The only problem is that it was a misdiagnosis. Their work made everything worse. Pirsig had to take his bike back multiple times before he finally just gave up and decided to fix it himself.
“Why did they butcher it so?” he ponders of the failed repairs. “There was nothing personal in it… The biggest clue seemed to be their expressions. They were hard to explain. Good natured, friendly, easygoing—and uninvolved. They were like spectators. You had the feeling they just wandered in there themselves and someone handed them a wrench. There was no identification with the job. No saying, ‘I am a mechanic.’”
Nothing personal in it. Uninvolved. Like spectators.
In other words, nonchalant.
The concept at the heart of Zen and the Art of Motorcycle Maintenance is “Quality,” a relationship that occurs when someone cares deeply about what they are doing, when subject and object, actor and act, become hard to separate. A quality process produces a quality outcome—whether it’s fixing a bike, training for a marathon, being in a relationship, writing an essay, making art, or leading a team.
A quality process also produces a quality life.
If you want to get intimate with what you are doing and feel alive and full of purpose then you’ve got to care.
Stepping into the Arena
It’s easy to sit on the sidelines. To pretend you don’t care about the thing. To think about the thing. Research the thing. Listen to podcasts on the thing. Talk about the thing. Perhaps even dream about the thing. But these are all just ways of protecting yourself from actually doing the thing.
Eventually, you’ve got to get over it and do the thing.
The way to overcome nonchalance is to recognize it’s primary causes—fear, doubt, insecurity. Then, it is to recognize that these feelings are part of human nature, and to take them along for the ride.
You can either try to protect yourself by going through the motions and being superficially cool (but actually boring). Or you can step into the arena, lay it on the line, care deeply, make yourself vulnerable, and fully live your one and only life.

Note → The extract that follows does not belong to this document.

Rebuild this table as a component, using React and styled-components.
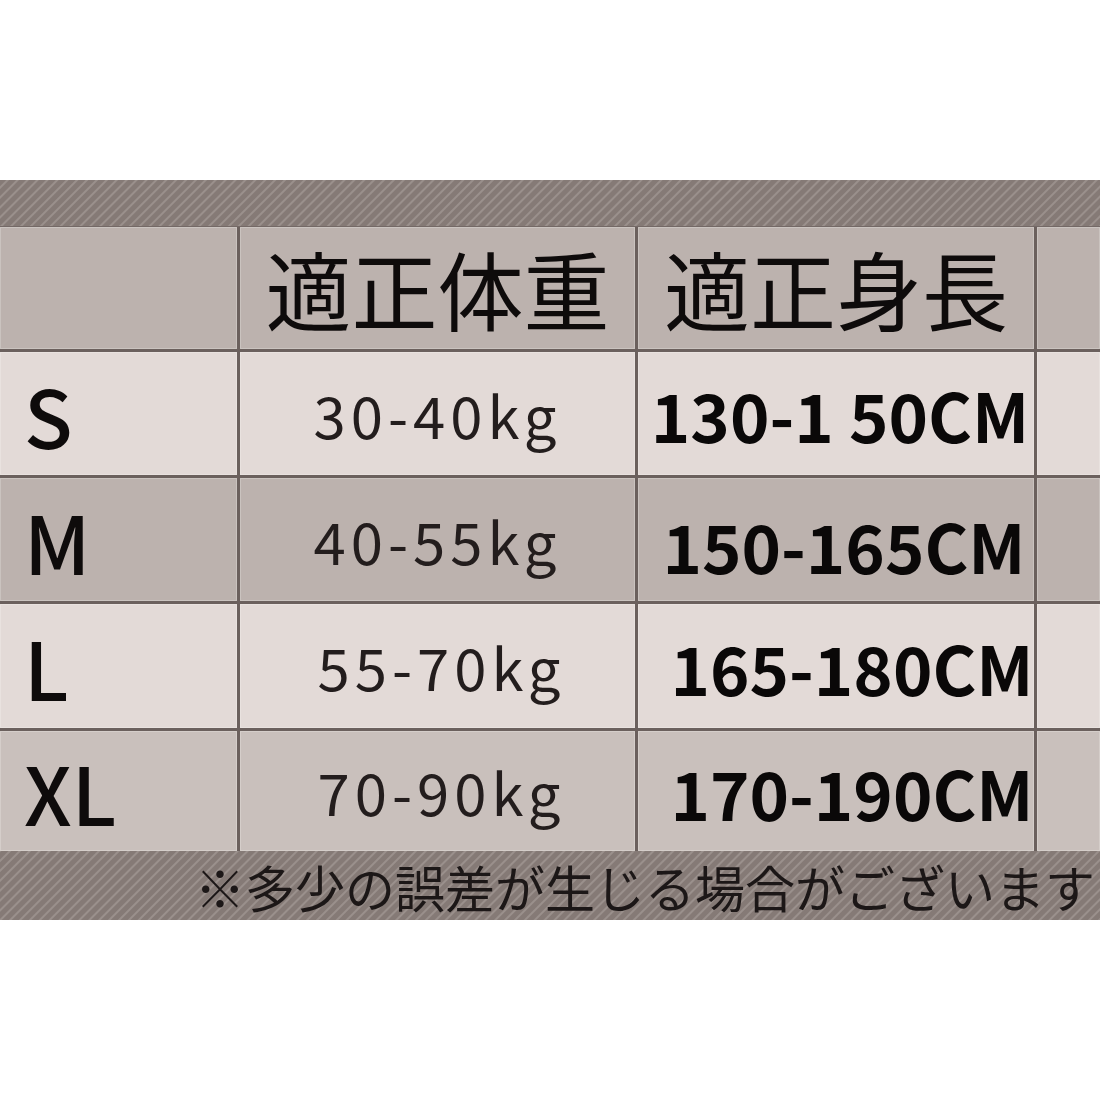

How do you care deeply in a way that is sustainable? How do you make yourself vulnerable without it becoming overwhelming or burning yourself out?
You set boundaries. You maintain a sense of humor. You surround yourself with good art, good books, and most of all, good people. They remind you that caring is hard but worth it, and they offer crucial support on your path. You cultivate a sense of self that is larger than your ego, larger than the part of you who wants everything to go a certain way. You hold your care, ambition, and drive in a container of self-kindness, because if you cannot be kind to yourself when you suffer inevitable heartbreaks and failures, then you would never come back and risk putting it on the line again. You learn to tell yourself: Caring deeply is hard, but worth it.
Enough with all the nonchalance. There’s nothing cool about it.
The world doesn’t need more people who are going through the motions. What the world needs is more people who give a damn, who have the courage to care.
A nasty side-effect of caring is that it breeds accountability. If we someone caring about something, we have to make a real-time value judgement as to whether we care too or not, and justify it to ourselves and perhaps others. A hot bed of cognitive dissonance and social distortion if ever there was one.
Young athletes need to hear this especially. It’s okay to fail! It’s cool to care! The best athletes in the world have failed more than anyone else. The difference is, the great ones learn failure is a necessary part of growth and not to make the same mistake twice.